Iran and Hezbollah launched simultaneous attacks on Israel. Dubai was hit by drones. Saudi Arabia and the UAE condemned Tehran. What's driving this escalation—and where does it end?

When Dubai gets hit by a drone, the world's definition of 'safe' needs updating.

In a matter of hours, Iran and Hezbollah launched coordinated strikes against Israel. An air attack struck a house in the suburbs of Tel Aviv. Israeli retaliatory strikes left massive destruction across a Beirut neighborhood. And then, in a development that rattled a different kind of nerve entirely, a high-rise building in Dubai was damaged in an overnight drone attack.

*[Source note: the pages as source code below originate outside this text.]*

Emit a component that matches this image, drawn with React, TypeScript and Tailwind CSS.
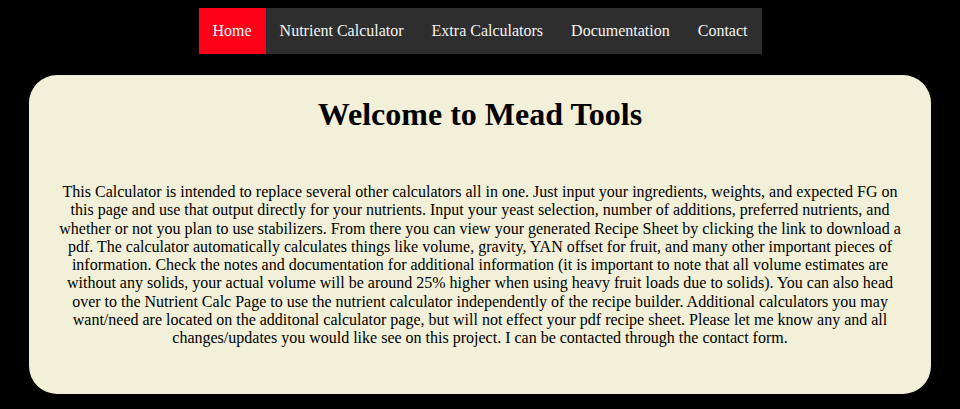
const navItems = ['Home', 'Nutrient Calculator', 'Extra Calculators', 'Documentation', 'Contact'];

export default function App() {
  return (
    <div className="min-h-screen bg-black font-['Liberation_Serif',serif] text-black">
      <nav className="flex justify-center pt-2">
        <ul className="flex bg-[#2e2e2e]">
          {navItems.map((item, i) => (
            <li
              key={item}
              className={`flex h-[46px] items-center px-[14px] text-base ${
                i === 0 ? 'bg-[#ff0019] text-white' : 'text-[#f4f4f4]'
              }`}
            >
              {item}
            </li>
          ))}
        </ul>
      </nav>

      <main className="mx-[29px] mt-[21px] rounded-[28px] bg-[#f2f0d8] px-[26px] pb-[46px]">
        <h1 className="pt-[21px] text-center text-[32px] font-bold leading-[37px]">Welcome to Mead Tools</h1>
        <p className="mt-[50px] text-center text-base leading-[18.3px]">
          This Calculator is intended to replace several other calculators all in one. Just input your ingredients,
          weights, and expected FG on this page and use that output directly for your nutrients. Input your yeast
          selection, number of additions, preferred nutrients, and whether or not you plan to use stabilizers. From
          there you can view your generated Recipe Sheet by clicking the link to download a pdf. The calculator
          automatically calculates things like volume, gravity, YAN offset for fruit, and many other important pieces
          of information. Check the notes and documentation for additional information (it is important to note that
          all volume estimates are without any solids, your actual volume will be around 25% higher when using heavy
          fruit loads due to solids). You can also head over to the Nutrient Calc Page to use the nutrient calculator
          independently of the recipe builder. Additional calculators you may want/need are located on the additonal
          calculator page, but will not effect your pdf recipe sheet. Please let me know any and all changes/updates
          you would like see on this project. I can be contacted through the contact form.
        </p>
      </main>
    </div>
  );
}
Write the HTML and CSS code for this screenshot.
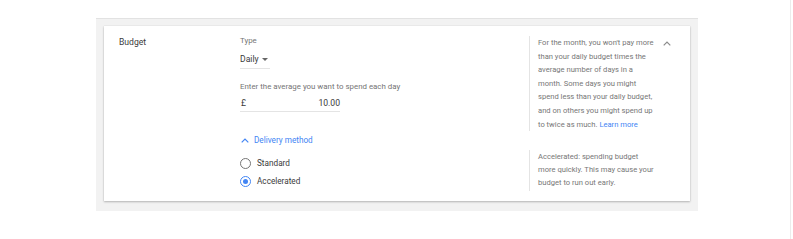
FILE: index.html
```html
<!DOCTYPE html>
<html lang="en">
<head>
<meta charset="UTF-8">
<meta name="viewport" content="width=device-width, initial-scale=1.0">
<title>Budget</title>
<link rel="stylesheet" href="styles.css">
</head>
<body>
<div class="frame">
    <div class="panel">
        <div class="card">
            <div class="section budget">
                <div class="label">Budget</div>
                <div class="fields">
                    <div class="small-label">Type</div>
                    <div class="dropdown">Daily <span class="caret"></span></div>
                    <div class="small-label hint">Enter the average you want to spend each day</div>
                    <div class="amount">
                        <span>£</span>
                        <span>10.00</span>
                    </div>
                </div>
                <div class="help help-top">
                    <p>For the month, you won't pay more than your daily budget times the average number of days in a month. Some days you might spend less than your daily budget, and on others you might spend up to twice as much. <a href="#">Learn more</a></p>
                    <svg class="collapse" width="8" height="5" viewBox="0 0 8 5">
                        <polyline points="0.7,4.3 4,1 7.3,4.3" fill="none" stroke="#8a8a8a" stroke-width="1.2"/>
                    </svg>
                </div>
            </div>
            <div class="section delivery">
                <div></div>
                <div class="fields">
                    <div class="toggle">
                        <svg width="8" height="5" viewBox="0 0 8 5">
                            <polyline points="0.7,4.3 4,1 7.3,4.3" fill="none" stroke="#4285f4" stroke-width="1.2"/>
                        </svg>
                        <span>Delivery method</span>
                    </div>
                    <div class="radios">
                        <label class="radio"><span class="circle"></span>Standard</label>
                        <label class="radio checked"><span class="circle"></span>Accelerated</label>
                    </div>
                </div>
                <div class="help help-bottom">
                    <p>Accelerated: spending budget more quickly. This may cause your budget to run out early.</p>
                </div>
            </div>
        </div>
    </div>
</div>
</body>
</html>
```

FILE: styles.css
```css
body {
    margin: 0;
    background-color: #fff;
    font-family: Roboto, "Liberation Sans", Arial, sans-serif;
    color: #333;
}

.frame {
    width: 791px;
    height: 239px;
    border-right: 1px solid #ececec;
    padding-top: 18px;
    box-sizing: border-box;
}

.panel {
    margin-left: 96px;
    width: 602px;
    height: 193px;
    background-color: #f2f2f2;
    border-top: 1px solid #e2e2e2;
    padding: 7px 8px 0 8px;
    box-sizing: border-box;
}

.card {
    background-color: #fff;
    height: 175px;
    box-shadow: 0 1px 2px rgba(0, 0, 0, 0.25), 0 0 1px rgba(0, 0, 0, 0.12);
    padding-top: 10px;
    box-sizing: border-box;
}

.section {
    display: grid;
    grid-template-columns: 136px 289px 161px;
}

.budget {
    height: 91px;
}

.label {
    padding-left: 15px;
    font-size: 8.6px;
    line-height: 12px;
    color: #3a3a3a;
}

.small-label {
    font-size: 7.9px;
    line-height: 10px;
    color: #757575;
}

.dropdown {
    margin-top: 7px;
    width: 30px;
    padding-bottom: 3px;
    border-bottom: 1px solid #e4e4e4;
    font-size: 8.6px;
    line-height: 12px;
    display: flex;
    align-items: center;
    gap: 3px;
    color: #3a3a3a;
}

.caret {
    width: 0;
    height: 0;
    border-left: 3px solid transparent;
    border-right: 3px solid transparent;
    border-top: 3px solid #666;
}

.hint {
    margin-top: 13px;
}

.amount {
    margin-top: 5px;
    width: 100px;
    padding-bottom: 2px;
    border-bottom: 1px solid #e4e4e4;
    display: flex;
    justify-content: space-between;
    font-size: 8.6px;
    line-height: 12px;
    padding-left: 1px;
    box-sizing: border-box;
    color: #3a3a3a;
}

.help {
    border-left: 1px solid #e4e4e4;
    padding-left: 8px;
    display: flex;
    align-items: flex-start;
    font-size: 7.6px;
    color: #777;
}

.help p {
    margin: 0;
    width: 118.5px;
}

.help a {
    color: #4285f4;
    text-decoration: none;
}

.help-top {
    line-height: 13.6px;
}

.collapse {
    margin-left: auto;
    margin-right: 19px;
    margin-top: 5px;
}

.help-bottom {
    margin-top: 23px;
    height: 41px;
    line-height: 12.8px;
}

.help-bottom p {
    margin-top: 1px;
}

.toggle {
    margin-top: 8px;
    display: flex;
    align-items: center;
    gap: 5px;
    color: #4285f4;
    font-size: 8.2px;
    line-height: 10px;
    padding-left: 1px;
}

.radios {
    margin-top: 11px;
    display: flex;
    flex-direction: column;
    gap: 4px;
}

.radio {
    display: flex;
    align-items: center;
    gap: 6px;
    font-size: 8.2px;
    line-height: 14px;
    color: #3a3a3a;
}

.circle {
    width: 11px;
    height: 11px;
    border: 1.3px solid #757575;
    border-radius: 50%;
    box-sizing: border-box;
    display: flex;
    align-items: center;
    justify-content: center;
}

.checked .circle {
    border-color: #4285f4;
}

.checked .circle::after {
    content: "";
    width: 5px;
    height: 5px;
    border-radius: 50%;
    background-color: #4285f4;
}
```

This wasn't just another exchange of fire in a long-running conflict. Something shifted.

What Actually Happened

The operational picture is significant. Iran didn't just activate its proxy network — it participated directly alongside Hezbollah in simultaneous strikes on Israel. That distinction matters. For years, Tehran's strategy has been to project power through intermediaries while maintaining plausible deniability. This time, that buffer was abandoned.

Al Jazeera cameras captured something else worth noting: bombs being loaded onto US planes at a UK military base. Western military support wasn't just a diplomatic talking point — it was visible, documented, and happening in real time on European soil.

Meanwhile, Saudi Arabia and the UAE publicly condemned Iran's attacks. That's not a routine diplomatic statement. These are Sunni Arab states openly criticizing the Shia republic — a signal that the regional fault lines are realigning in ways that cut across traditional sectarian logic.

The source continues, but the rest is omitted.